I have this elk stack running, 8 datanodes, 4 ingestnodes, 4 logstashes en a shitload of applications that send data from multiple servers via filebeat. The size of these applications vary from 4 servers to 24 on this location (the other half of the apps are on another location and send data to their own elk stack). My logstashes run 4 pipelines each, ports 5044 to 5047. The busy apps have their own pipeline whileas the smaller ones share a pipeline.
The biggest and most important index receives around 531,746,569 documents a day with more pressure late in the afternoon and the evening and less pressure in night and morning.

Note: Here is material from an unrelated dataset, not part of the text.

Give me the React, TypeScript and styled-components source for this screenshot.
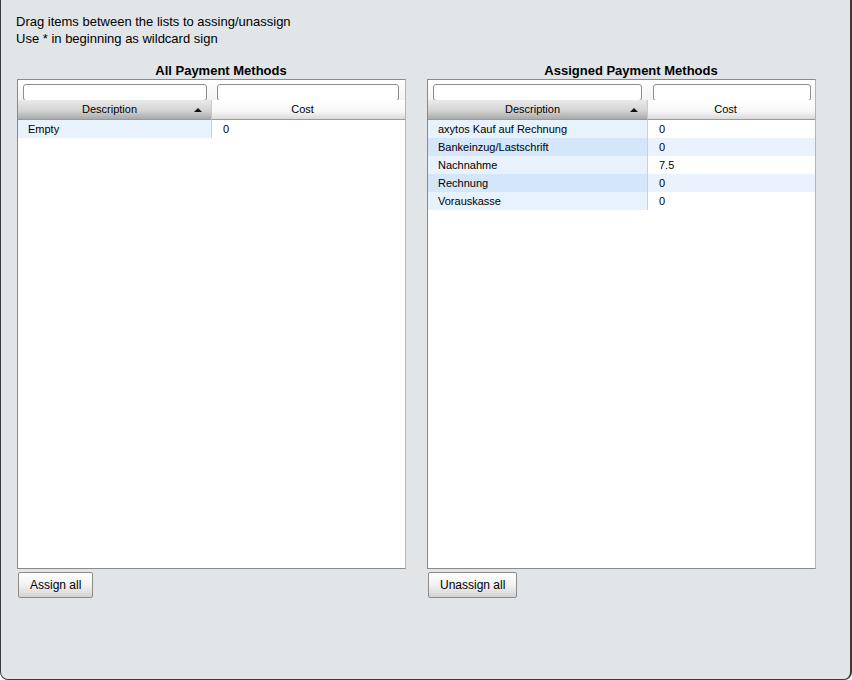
import styled, { createGlobalStyle } from "styled-components";

const GlobalStyle = createGlobalStyle`
  html, body {
    margin: 0;
    padding: 0;
    background: #ffffff;
  }
  body {
    font-family: "Liberation Sans", Arial, Helvetica, sans-serif;
    color: #000;
  }
`;

const Panel = styled.div`
  box-sizing: border-box;
  width: 852px;
  height: 680px;
  background: #e1e5e8;
  border-left: 1px solid #3a3a3a;
  border-right: 2px solid #3a3a3a;
  border-bottom: 1px solid #3a3a3a;
  border-bottom-left-radius: 8px;
  border-bottom-right-radius: 8px;
  padding: 13px 0 0 15px;
`;

const Hint = styled.div`
  font-size: 13px;
  line-height: 17px;
  margin-bottom: 16px;
`;

const Lists = styled.div`
  display: flex;
  gap: 21px;
  padding-left: 1px;
`;

const ListBox = styled.div`
  display: flex;
  flex-direction: column;
  width: 389px;
`;

const ListTitle = styled.div`
  font-size: 13px;
  font-weight: bold;
  text-align: center;
  line-height: 15px;
  height: 16px;
  padding-left: 19px;
`;

const Grid = styled.div`
  box-sizing: border-box;
  height: 490px;
  background: #fff;
  border: 1px solid #8a8a8a;
  border-right-color: #b4b4b4;
  display: flex;
  flex-direction: column;
`;

const Row = styled.div<{ $cols: string }>`
  display: grid;
  grid-template-columns: ${({ $cols }) => $cols};
`;

const FilterCell = styled.div<{ $padRight: number }>`
  height: 20px;
  box-sizing: border-box;
  padding: 2px ${({ $padRight }) => $padRight}px 0 5px;
  background: linear-gradient(#ffffff, #f3f3f3);
`;

const FilterInput = styled.input`
  box-sizing: border-box;
  width: 100%;
  height: 17px;
  margin: 0;
  border: 1px solid #8e8e8e;
  border-radius: 3px;
  background: #fff;
  padding: 0 3px;
  font-size: 11px;
  font-family: inherit;
`;

const HeaderCell = styled.div<{ $sorted?: boolean }>`
  position: relative;
  box-sizing: border-box;
  height: 20px;
  line-height: 19px;
  font-size: 11px;
  text-align: center;
  border-bottom: 1px solid #9a9a9a;
  padding-right: ${({ $sorted }) => ($sorted ? "10px" : "12px")};
  background: ${({ $sorted }) =>
    $sorted
      ? "linear-gradient(#eaeaea, #d4d4d4 55%, #a9a9a9)"
      : "linear-gradient(#ffffff, #f7f7f7 60%, #dadada)"};
  border-right: ${({ $sorted }) => ($sorted ? "1px solid #c8c8c8" : "none")};
`;

const SortArrow = styled.span`
  position: absolute;
  right: 9px;
  top: 8px;
  width: 0;
  height: 0;
  border-left: 4px solid transparent;
  border-right: 4px solid transparent;
  border-bottom: 4px solid #111;
`;

const Cell = styled.div<{ $bg: string; $first?: boolean }>`
  box-sizing: border-box;
  height: 18px;
  line-height: 18px;
  font-size: 11px;
  padding-left: ${({ $first }) => ($first ? "10px" : "11px")};
  background: ${({ $bg }) => $bg};
  border-right: ${({ $first }) => ($first ? "1px solid #d0d0d0" : "none")};
  white-space: nowrap;
  overflow: hidden;
`;

const ButtonRow = styled.div`
  padding-top: 3px;
`;

const ActionButton = styled.button`
  height: 26px;
  padding: 0 11px;
  font-family: "Liberation Sans", Arial, sans-serif;
  font-size: 12px;
  color: #000;
  border: 1px solid #8c8c8c;
  border-radius: 2px;
  background: linear-gradient(#ffffff, #f2f2f2 50%, #d3d3d3);
  margin-left: 1px;
`;

interface Item {
  description: string;
  cost: string;
}

interface ListProps {
  title: string;
  cols: string;
  filterPads: [number, number];
  items: Item[];
  buttonLabel: string;
}

const descBg = ["#e8f2fc", "#d4e6fa"];
const costBg = ["#ffffff", "#eaf3fd"];

function PaymentList({ title, cols, filterPads, items, buttonLabel }: ListProps) {
  return (
    <ListBox>
      <ListTitle>{title}</ListTitle>
      <Grid>
        <Row $cols={cols}>
          <FilterCell $padRight={filterPads[0]}>
            <FilterInput />
          </FilterCell>
          <FilterCell $padRight={filterPads[1]}>
            <FilterInput />
          </FilterCell>
        </Row>
        <Row $cols={cols}>
          <HeaderCell $sorted>
            Description
            <SortArrow />
          </HeaderCell>
          <HeaderCell>Cost</HeaderCell>
        </Row>
        {items.map((item, i) => (
          <Row $cols={cols} key={item.description}>
            <Cell $first $bg={descBg[i % 2]}>
              {item.description}
            </Cell>
            <Cell $bg={costBg[i % 2]}>{item.cost}</Cell>
          </Row>
        ))}
      </Grid>
      <ButtonRow>
        <ActionButton>{buttonLabel}</ActionButton>
      </ButtonRow>
    </ListBox>
  );
}

export default function App() {
  return (
    <>
      <GlobalStyle />
      <Panel>
        <Hint>
          Drag items between the lists to assing/unassign
          <br />
          Use * in beginning as wildcard sign
        </Hint>
        <Lists>
          <PaymentList
            title="All Payment Methods"
            cols="194px 193px"
            filterPads={[5, 6]}
            items={[{ description: "Empty", cost: "0" }]}
            buttonLabel="Assign all"
          />
          <PaymentList
            title="Assigned Payment Methods"
            cols="220px 167px"
            filterPads={[6, 4]}
            items={[
              { description: "axytos Kauf auf Rechnung", cost: "0" },
              { description: "Bankeinzug/Lastschrift", cost: "0" },
              { description: "Nachnahme", cost: "7.5" },
              { description: "Rechnung", cost: "0" },
              { description: "Vorauskasse", cost: "0" },
            ]}
            buttonLabel="Unassign all"
          />
        </Lists>
      </Panel>
    </>
  );
}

Now sometimes there are peakmoments in which too much data comes in at once. Or sometimes a network or storage event occurs what causes a hiccup. The stack then needs some time to catch up again, but the load of docuemtns that is being send is too high to do this quickly. So in the end I always have a gap of non-recoverable events.
I would like to prevent this. Now I learned people use redis to solve this. But what would be a decent setup to do this?
Should I set a redis in front of each logstash? (Am going to use redis at first only for the pipeline on 5044). So that this means: filebeat--> 1 of 4 redis --> 1 of 4 logstash --> elasticsearch
Should I put Redis Behind logstash? filebeat--> 1 of 4 logstash --> 1 of 4 redis --> elasticsearch ?
Maybe even both? filebeat--> 1 of 4 logstash --> 1 of 4 logstash --> 1 of 4 redis --> elasticsearch ?
Is 4 redis overkill? Or undersized?
And since I understood Redis is a in-memory DB, what would be an appropriate size of Ram?
Are there other (better) options than Redis to consider?
Thnx for your insights in advance